On ne peut surmonter ces contraintes que lorsque les pays se mettront ensemble. Lorsque les pays vont mettre de côté les avantages nationaux pour pouvoir mettre en avant les avantages collectifs. Nous avons travaillé pour qu’il y ait une seule vision. Vous ne pouvez pas vous développer dans un monde où vous opérez avec 54 visions. L’Amérique, les Chinois, l’Europe par exemple travaillent avec une seule vision industrielle.
Or quand on arrive en Afrique, il y’a une cinquantaine de visions. On ne sait pas si on doit suivre la vison de gauche où celle de droite etc. On se retrouve donc avec de visions neutralisées par nous-mêmes. C’est comme des fils entremêlés qu’il faut démêler pour qu’on ait un environnement favorable aux hommes d’affaires et aux entrepreneurs. Vous ne pouvez pas travailler lorsque l’environnement n’est pas clair, lorsqu’il n’est pas suffisamment assaini. Quand un entrepreneur investit, il veut des retours sur investissement. Il ne peut pas venir dans un environnement où les règles d’engagement et les approches ne sont pas suffisamment transparentes.
Vous pensez que l’Afrique doit avoir une identité industrielle et commerciale. Peut-on considérer la création d’une institution commune en Afrique centrale comme un calque des modèles mis sur pied ailleurs (Europe, Amérique …) ?
Il ne faut pas regarder la chose en terme de concurrence conceptuelle. Nous n’avons pas besoin d’aller réinventer des concepts. Nous devons être simplement pragmatique. S’il y’a un concept pertinent qui a permis aux autres de créer la richesse il nous revient de voir dans quelle mesure adapter ce concept à notre contexte, tant qu’il nous est favorable et permet de créer de la richesse. Pour nous il s’agit de chercher les bons exemples qu’on peut copier ailleurs. En Europe par exemple, ils sont en avance dans la course à la l’industrialisation, nous à notre niveau on peut trouver ce qu’il y a de bon à s’approprier.

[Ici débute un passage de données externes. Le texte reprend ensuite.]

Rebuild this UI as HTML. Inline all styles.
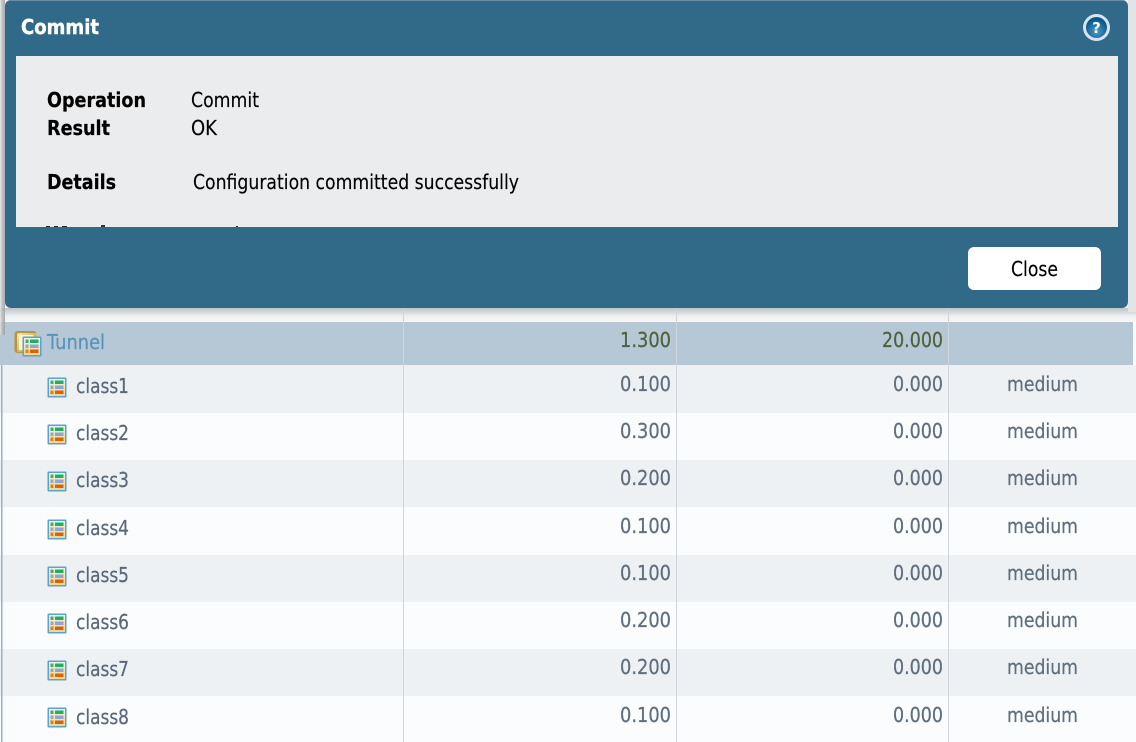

Même si nous sommes les derniers dans la course, nous devons plutôt réinventer, innover et se repositionner dans une course. Cela passe par l’investissement sur le capital humain évoqué plus haut. On peut prendre une génération, investir sur cette génération ; une génération de créateurs qui pourraient venir avec de nouvelles techniques de fabrication de la roue, de l’automobile etc. Parce qu’ils auront été bien formés, bien équipés, au bout de 20 ans, ils pourraient créer de nouvelles technologies innovantes, car il n’y a pas de limites à la création.